1.4 million years ago Orce became an area of attraction for the production and use of stone tools in Europe.

Located in the north-eastern sector of the Guadix-Baza basin, in the foothills of the Sierra de la Umbría, the 1.4 million year old site of Barranco León de Orce is known for its exceptional and rich archaeological collection, which currently contains some 2,500 objects made from limestone and flint from the area.

The site has also yielded an abundant palaeontological record including herbivores and carnivores, numerous microvertebrate remains and even a hominin molar that is currently the oldest human fossil in Western Europe. In this context, the presence of both undisturbed and eroded lithic artefacts and faunal remains had baffled researchers for decades.

Now, after many years of meticulous excavation campaigns, exhaustive lithic analysis and painstaking geological studies, it has been discovered that, after a period of intense rainfall, Barranco León became a stone quarry: a real quarry that was used by the first populations of the European continent. This research, led by Stefania Titton, who has just completed her PhD in Quaternary and Prehistory at the Rovira i Virgili University (URV) and the Catalan Institute of Human Palaeoecology and Social Evolution (IPHES-CERCA), and is funded by a postgraduate training grant from the Autonomous Province of Bolzano (Italy), proposes an unprecedented behaviour of our most remote ancestors. The highly significant results have just been published in the journal Archaeological and Anthropological Sciences.

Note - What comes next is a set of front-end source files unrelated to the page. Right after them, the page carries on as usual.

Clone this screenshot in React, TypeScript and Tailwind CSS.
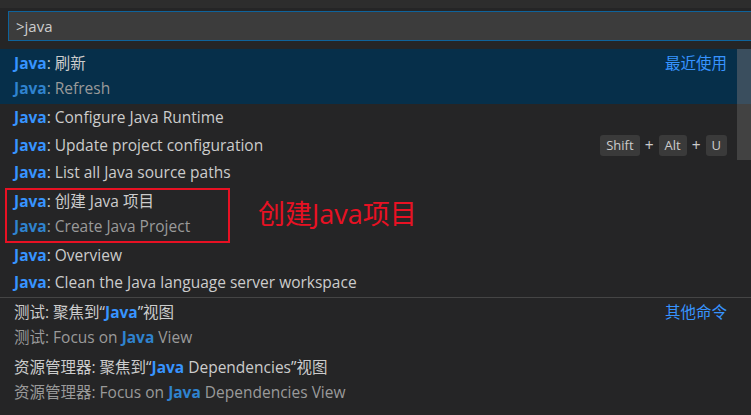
import React from "react";

const J = ({ dim }: { dim?: boolean }) => (
  <span className={`font-bold ${dim ? "text-[#2f83cf]" : "text-[#3794ff]"}`}>Java</span>
);

const Key = ({ k }: { k: string }) => (
  <span className="rounded-[3px] bg-[#3a3a3a] px-[6px] py-[1px] text-[13px] text-[#cccccc]">{k}</span>
);

function Row({ children, right }: { children: React.ReactNode; right?: React.ReactNode }) {
  return (
    <div className="flex h-[27.5px] items-center justify-between pl-[14px] pr-[24px]">
      <div className="text-[#cccccc]">{children}</div>
      {right}
    </div>
  );
}

function Two({ a, b, right, active, box }: { a: React.ReactNode; b: React.ReactNode; right?: React.ReactNode; active?: boolean; box?: boolean }) {
  return (
    <div className={`relative flex h-[55px] flex-col justify-center pl-[14px] pr-[24px] ${active ? "bg-[#062f4a]" : ""}`}>
      <div className="flex items-center justify-between h-[25px]">
        <div className="text-[#cccccc]">{a}</div>
        {right}
      </div>
      <div className="h-[25px] flex items-center text-[#9a9a9a]"><span>{b}</span></div>
      {box && <div className="absolute left-[5px] top-[1px] h-[55px] w-[225px] border-2 border-[#e81123]" />}
    </div>
  );
}

export default function App() {
  return (
    <div className="relative h-[415px] w-[751px] overflow-hidden bg-[#252526] text-[15.5px]" style={{ fontFamily: '"Open Sans","Noto Sans CJK SC",sans-serif' }}>
      <div className="h-[8px] bg-[#2d2d2d]" />
      <div className="px-[8px] pt-[3px] pb-[8px]">
        <div className="-mr-[20px] flex h-[30px] items-center border border-[#0e639c] bg-[#3c3c3c] pl-[7px] text-[15px] text-[#cccccc]">&gt;java</div>
      </div>
      <Two active a={<><J />: 刷新</>} b={<><J dim />: Refresh</>} right={<span className="text-[#3794ff]">最近使用</span>} />
      <Row><J />: Configure Java Runtime</Row>
      <Row right={<span className="flex items-center gap-[5px] text-[#cccccc]"><Key k="Shift" />+<Key k="Alt" />+<Key k="U" /></span>}><J />: Update project configuration</Row>
      <Row><J />: List all Java source paths</Row>
      <Two box a={<><J />: 创建 Java 项目</>} b={<><J dim />: Create Java Project</>} />
      <Row><J />: Overview</Row>
      <Row><J />: Clean the Java language server workspace</Row>
      <div className="border-t border-[#454545]">
        <Two a={<>测试: 聚焦到“<J />”视图</>} b={<>测试: Focus on <J dim /> View</>} right={<span className="text-[#3794ff]">其他命令</span>} />
        <Two a={<>资源管理器: 聚焦到“<J /> Dependencies”视图</>} b={<>资源管理器: Focus on <J dim /> Dependencies View</>} />
      </div>
      <div className="absolute left-[258px] top-[194px] text-[27px] text-[#e81123]">创建Java项目</div>
      <div className="absolute right-0 top-[49px] h-[111px] w-[14px] bg-[#4a4a4a]/80" />
      <div className="absolute right-0 top-[49px] h-[55px] w-[14px] bg-[#3a4e5e]" />
    </div>
  );
}
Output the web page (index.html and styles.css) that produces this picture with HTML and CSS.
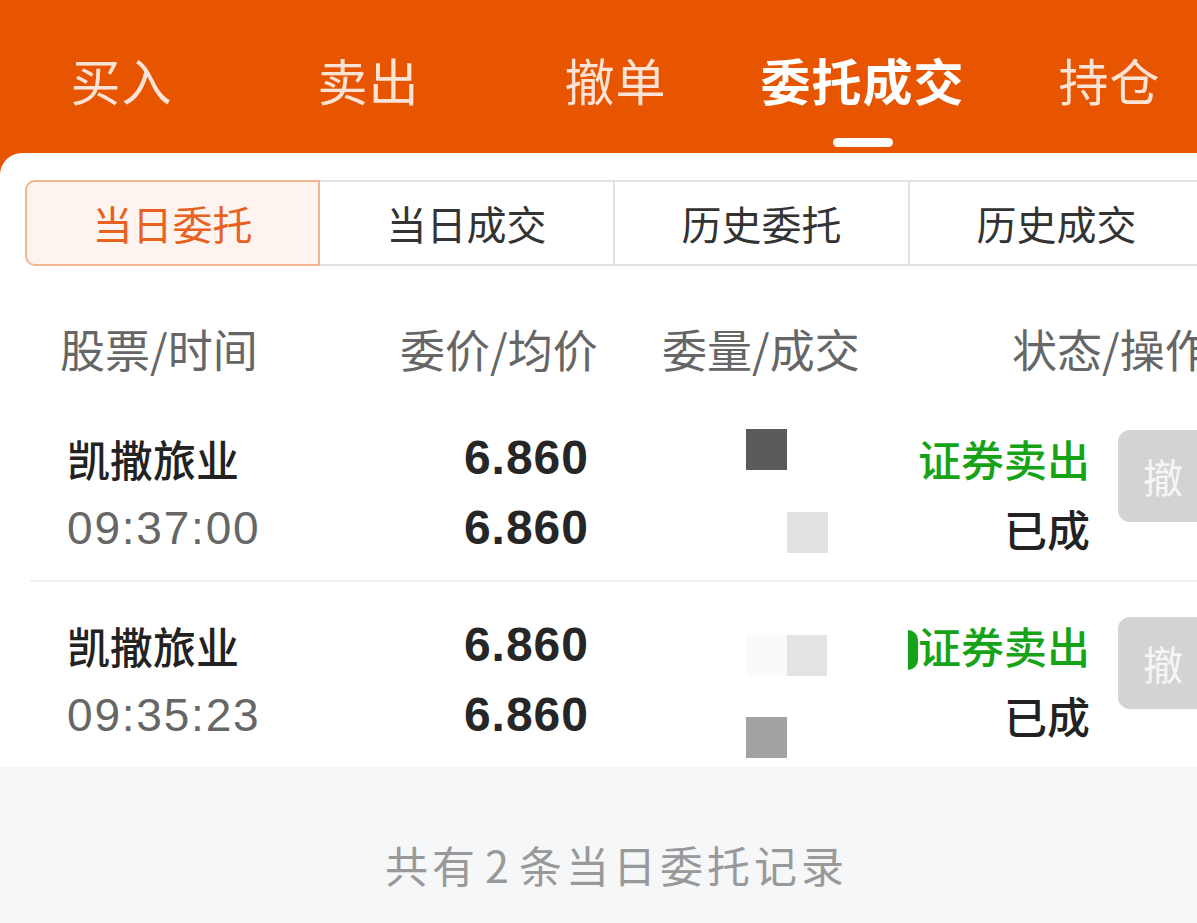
FILE: index.html
```html
<!DOCTYPE html>
<html lang="zh-CN">
<head>
<meta charset="utf-8">
<title>委托成交</title>
<link rel="stylesheet" href="styles.css">
</head>
<body>
<div class="page">
  <header class="topbar">
    <nav class="tabs">
      <div class="tab"><span class="tab-label">买入</span></div>
      <div class="tab"><span class="tab-label">卖出</span></div>
      <div class="tab"><span class="tab-label">撤单</span></div>
      <div class="tab active"><span class="tab-label">委托成交</span><span class="tab-bar"></span></div>
      <div class="tab"><span class="tab-label">持仓</span></div>
    </nav>
  </header>

  <main class="card">
    <div class="segments">
      <div class="seg active">当日委托</div>
      <div class="seg">当日成交</div>
      <div class="seg">历史委托</div>
      <div class="seg">历史成交</div>
    </div>

    <div class="thead">
      <div class="th">股票/时间</div>
      <div class="th th-right">委价/均价</div>
      <div class="th th-pad">委量/成交</div>
      <div class="th th-pad">状态/操作</div>
    </div>

    <div class="row">
      <div class="col col-name">
        <div class="line name">凯撒旅业</div>
        <div class="line time">09:37:00</div>
      </div>
      <div class="col col-price">
        <div class="line price">6.860</div>
        <div class="line price">6.860</div>
      </div>
      <div class="col col-qty">
        <div class="line qline"><span class="blk blk-a dark up"></span></div>
        <div class="line qline"><span class="blk blk-b light down"></span></div>
      </div>
      <div class="col col-status">
        <div class="line status sell">证券卖出</div>
        <div class="line status done">已成</div>
      </div>
      <div class="col col-op">
        <div class="cancel">撤</div>
      </div>
    </div>

    <div class="row">
      <div class="col col-name">
        <div class="line name">凯撒旅业</div>
        <div class="line time">09:35:23</div>
      </div>
      <div class="col col-price">
        <div class="line price">6.860</div>
        <div class="line price">6.860</div>
      </div>
      <div class="col col-qty">
        <div class="line qline"><span class="blk blk-a faint mid"></span><span class="blk light2 mid"></span></div>
        <div class="line qline"><span class="blk blk-a grey low"></span></div>
      </div>
      <div class="col col-status">
        <div class="line status sell"><span class="blob"></span>证券卖出</div>
        <div class="line status done">已成</div>
      </div>
      <div class="col col-op">
        <div class="cancel">撤</div>
      </div>
    </div>

    <footer class="summary">共有<span class="num">2</span>条当日委托记录</footer>
  </main>
</div>
</body>
</html>
```

FILE: styles.css
```css
* { box-sizing: border-box; }
html, body { margin: 0; padding: 0; }
body {
  width: 1197px;
  height: 923px;
  overflow: hidden;
  background: #f6f7f9;
  font-family: "Noto Sans CJK SC", "Liberation Sans", sans-serif;
}
.page {
  width: 1197px;
  height: 923px;
  overflow: hidden;
  display: flex;
  flex-direction: column;
  background: #e85500;
}

/* top orange bar */
.topbar {
  height: 153px;
  flex: none;
  background: #e85500;
}
.tabs {
  display: flex;
  margin-left: -2px;
  padding-top: 52px;
}
.tab {
  flex: none;
  width: 247px;
  display: flex;
  flex-direction: column;
  align-items: center;
}
.tab-label {
  font-size: 50px;
  line-height: 54px;
  color: rgba(255, 255, 255, 0.84);
  letter-spacing: 1px;
  white-space: nowrap;
}
.tab.active .tab-label {
  color: #fff;
  font-weight: 700;
}
.tab-bar {
  margin-top: 32px;
  width: 60px;
  height: 9px;
  border-radius: 5px;
  background: #fff;
}

/* white card */
.card {
  flex: 1;
  background: #fff;
  border-top-left-radius: 22px;
  display: flex;
  flex-direction: column;
}

.segments {
  display: flex;
  margin: 27px 0 0 25px;
  height: 86px;
  flex: none;
}
.seg {
  flex: none;
  width: 295px;
  height: 86px;
  display: flex;
  align-items: center;
  justify-content: center;
  font-size: 40px;
  color: #333;
  border: 2px solid #e2e3e6;
  border-left-width: 0;
  background: #fff;
}
.seg.active {
  color: #e8611f;
  background: #fdf3ef;
  border: 2px solid #f3b492;
  border-radius: 10px 0 0 10px;
}

.thead {
  display: grid;
  grid-template-columns: 340px 197px 350px 1fr;
  padding-left: 60px;
  height: 85px;
  margin-top: 44px;
  flex: none;
  align-items: center;
}
.th {
  font-size: 45px;
  color: #666;
  white-space: nowrap;
  line-height: 60px;
  margin-top: -8px;
}
.th-right { text-align: right; }
.th-pad { padding-left: 65px; }

/* data rows */
.row {
  display: grid;
  grid-template-columns: 320px 202px 329px 172px 95px;
  padding: 28px 0 17px 37px;
  margin-left: 30px;
  border-bottom: 2px solid #f2f2f2;
  flex: none;
}
.row:last-of-type { border-bottom: 0; }
.col { display: flex; flex-direction: column; }
.line {
  height: 70px;
  line-height: 70px;
  white-space: nowrap;
}
.name {
  font-size: 43px;
  font-weight: 500;
  color: #222;
}
.time {
  font-family: "Liberation Sans", "Noto Sans CJK SC", sans-serif;
  font-size: 46px;
  letter-spacing: 1.8px;
  color: #666;
}
.col-price { align-items: flex-end; }
.price {
  font-family: "Liberation Sans", "Noto Sans CJK SC", sans-serif;
  font-size: 48px;
  font-weight: 700;
  letter-spacing: 1px;
  color: #262626;
}

.qline {
  display: flex;
  padding-left: 157px;
}
.blk {
  display: block;
  width: 41px;
  height: 41px;
}
.blk-b { margin-left: 41px; }
.dark { background: #5a5a5a; }
.light { background: #e2e2e2; }
.light2 { background: #e4e4e4; width: 40px; }
.faint { background: #fafafa; }
.grey { background: #a3a3a3; }
.up { margin-top: 6px; }
.down { margin-top: 19px; }
.mid { margin-top: 25px; }
.low { margin-top: 37px; }

.col-status { align-items: flex-end; }
.status {
  font-size: 43px;
  display: flex;
  align-items: center;
  justify-content: flex-end;
}
.sell { color: #17a317; font-weight: 500; }
.done { color: #222; font-weight: 500; }
.blob {
  display: block;
  width: 10px;
  height: 40px;
  margin-top: 10px;
  border-radius: 0 20px 20px 0 / 0 20px 20px 0;
  background: #17a317;
}

.col-op { padding-left: 28px; }
.cancel {
  margin-top: 7px;
  width: 100px;
  height: 92px;
  border-radius: 12px;
  background: #d3d3d3;
  color: #f6f6f6;
  font-size: 40px;
  display: flex;
  align-items: center;
  justify-content: center;
  padding-right: 10px;
}

.summary {
  flex: 1;
  background: #f6f7f9;
  text-align: center;
  font-size: 43px;
  letter-spacing: 4px;
  color: #999;
  padding-top: 67px;
  padding-left: 36px;
  line-height: 60px;
}
.num { margin: 0 6px; }
```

Imagen facilitada por UGR.
Image provided by UGR.

This research is part of the Orce Project, directed by Juan Manuel Jiménez Arenas, lecturer in the Department of Prehistory and Archaeology at the University of Granada, and which includes Deborah Barsky, researcher at IPHES-CERCA and associate professor at the URV, and Hugues-Alexandre Blain, researcher at IPHES-CERCA.

A box of surprises

Research carried out over time has led to the conclusion that in Barranco León, at first, there was a source of fresh water from the subsoil that attracted the abundant fauna that inhabited this corner of the province of Granada 1.4 million years ago. It was then that a catastrophic event became an opportunity: the torrential rains suffered by the first inhabitants of Orce accumulated the stones and bones that the water found on its way; among the former, numerous limestone pebbles and some fragments of flint that had formed over millions of years in the Sierra de la Umbría. All this formed a pavement similar to what we see today in many riverbeds.

When the calm came and the waters receded, Barranco León had become a quarry that was used and exploited by humans. This site, initially formed with eroded materials from other places, became a workshop where they made multiple tools that were used to process vegetables and animals, mainly for the subsistence of our ancestors.

The presence of freshwater springs coming from the subsoil in the same area as the quarry turned Barranco León into a watering place where herbivores could quench their thirst, but where they would also fall prey to their predators, as the hominids, with their newly made tools, would consume them.

Looking for the needle in the haystack

The study now presented has its roots when the Orce research team observed among the 2,500 stone elements provided by the Barranco León site, a few that caught their attention because they came from a single block of flint and from the same limestone pebble. So they undertook a study that was like finding the needle in a haystack. The lithic technology section reached this milestone and has reconstructed the puzzle with reassemblages, i.e. putting together fragments of stones that fit together.

In order to give more consistency to the study, a spatial analysis was carried out for the first time, which has made it possible to follow the trail of the people who created them and it has been possible to demonstrate, without a doubt, that humans carried out multiple activities in Barranco León. After this moment of effervescence, human activity declined until it disappeared, shifting and focusing on Fuente Nueva 3, another Olduvayan site in Orce, which is located a few kilometres from Barranco León.

The research, funded by the Junta de Andalucía, has been carried out by a transdisciplinary team in which, in addition to the aforementioned staff, three members of IPHES-CERCA have also taken part: Amèlia Bargalló, Juan de la Cierva postdoctoral researcher at the Ministry of Science, Innovation and Universities; Christian Sánchez-Bandera, beneficiary of a predoctoral grant from the María de Maeztu programme, and Robert Sala Ramos, director of this research centre and full professor of Prehistory at the URV; Oriol Oms professor at the Autonomous University of Barcelona; José A. Solano from the University of Seville; José Yravedra from the Complutense University; Isidro Toro-Moyano, from the Provincial Archaeological Museum of Granada and Alexia Serrano-Ramos and Juan Manuel Jiménez Arenas from the University of Granada.